Review – Edible Schoolyard: A Universal Idea

12 May

Edible Schoolyard

Edible Schoolyard: A Universal Idea

By Alice Waters

Review by Chris Garbutt

Those who know about Alice Waters are familiar with her celebrity. Chez Panisse, her restaurant in Berkeley, California, is one of the most famous in America. The restaurant was started in the sixties, based on the idea of making good French food with local ingredients. She’s an advocate for local eating, and the author of eight cookbooks, including The Art of Simple Food, which sits on the prime cookbook shelf in my kitchen.

What you might not know is that before becoming a chef and foodie hero, Waters was a Montessori schoolteacher. About 15 years ago, she brought together these two careers, which is what Edible Schoolyard is about.

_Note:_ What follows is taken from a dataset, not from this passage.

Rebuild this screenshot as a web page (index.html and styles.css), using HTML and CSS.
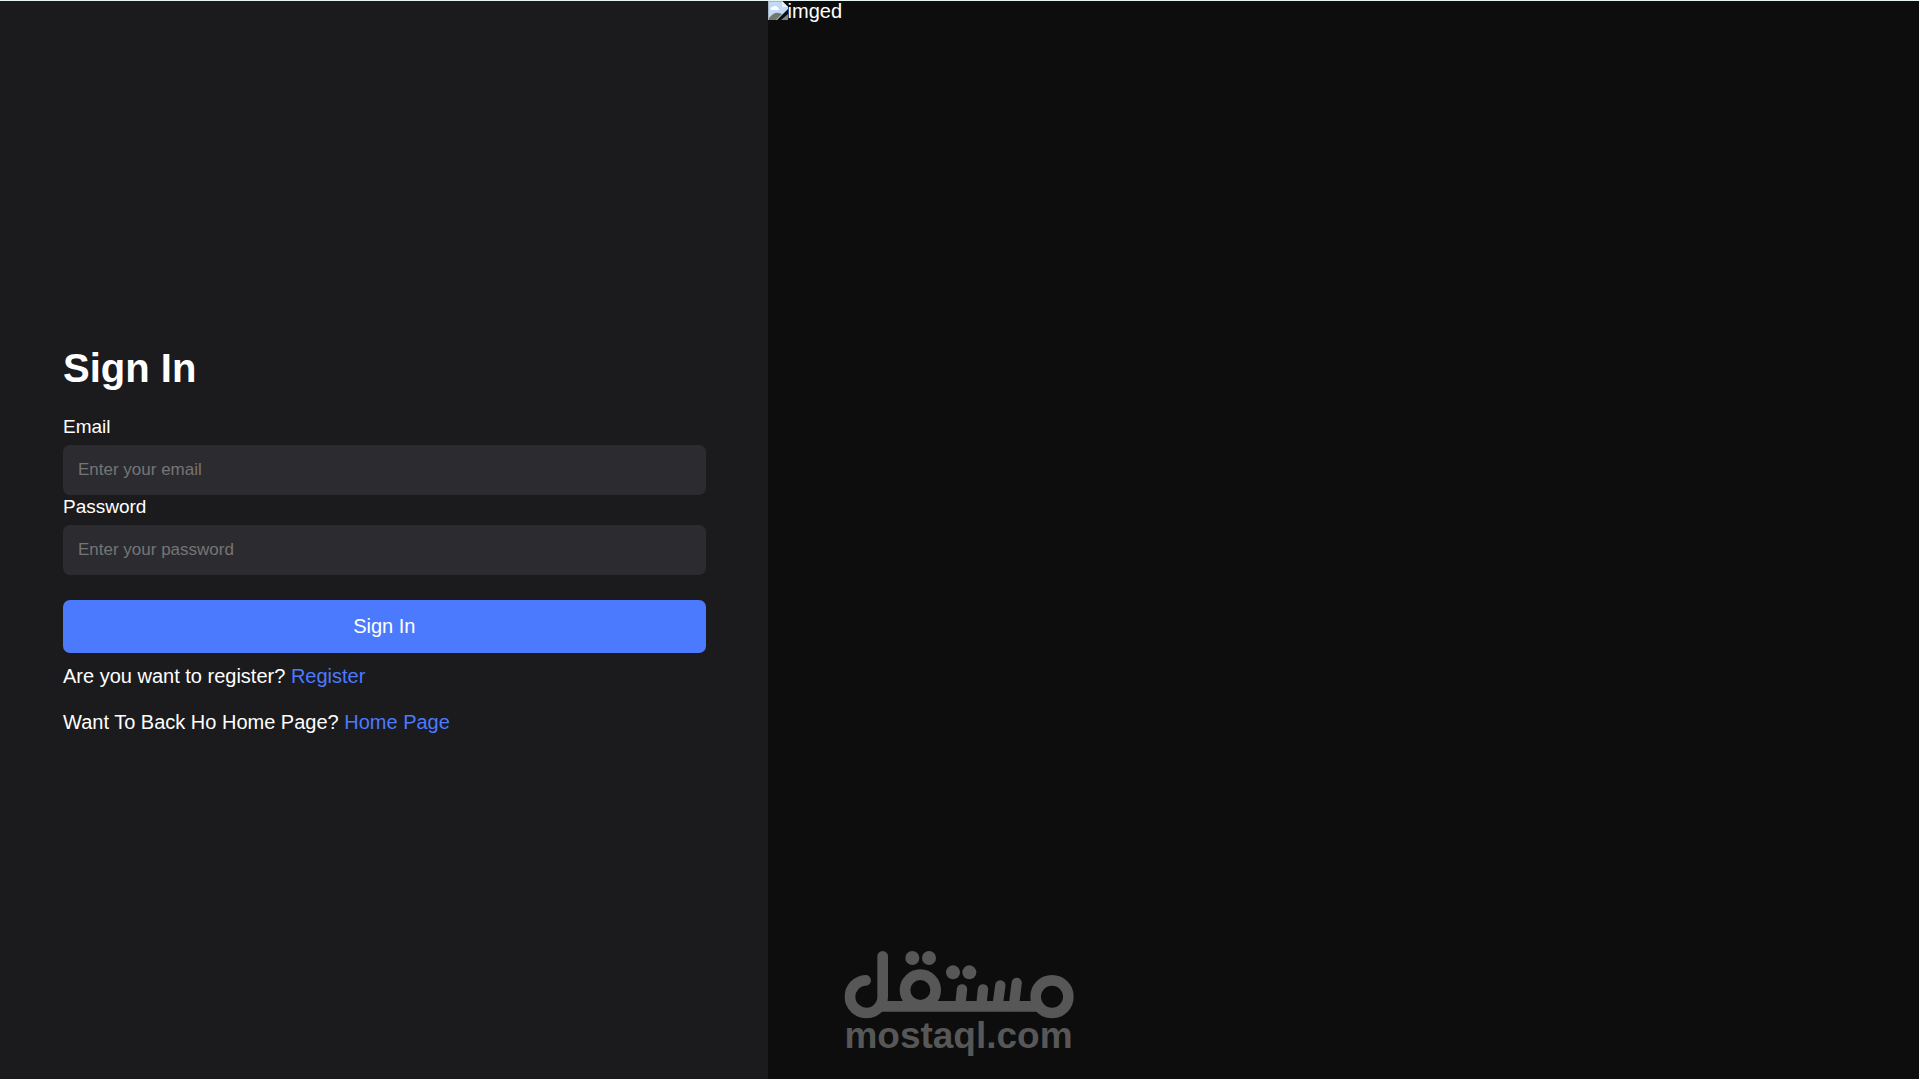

Waters and some dedicated staff at Martin Luther King Jr. Middle School in Berkeley decided that it was time for the crumbling facility to be rehabilitated. The school sat on a relatively large piece of land, much of it covered by concrete. The concrete was torn up to make way for a garden, which grew year by year, and was supplemented by a renovated outbuilding that became the school’s kitchen classroom. Students were given the responsibility, for credit, for tending the garden and cooking the fruits (and vegetables) of their labour.

“It’s a way of making sure that children grow up feeling the soil with their own fingers, harvesting the bounty in the American sunshine, and watching their own hands make the kind of beautiful, inexpensive food that can nourish the body and the spirit,” Waters writes.

I’m not sure what the book is trying to be, exactly. The text is pretty thin, though the story is pretty inspiring. There are pictures of the kids working the garden, and cooking in the kitchen. There are a few recipes – cucumber-lime cooler, carrot-raisin salad, spring vegetable ragout, bread salad, red bean stew and potato smash with kale (that’s all of them). There are also images of the children’s reflections on their experience eating, which even for a food-lover like myself, provide a stark reminder of how out of touch we can be with where our food comes from. These notes are moving in their transformative power.

But at 80 pages, I was left wanting more. More stories, more recipes, or more photographs. It feels like a coffee-table book, but it’s not big enough to display. Waters has moved me here, but not quite enough for a prized place on my bookshelf.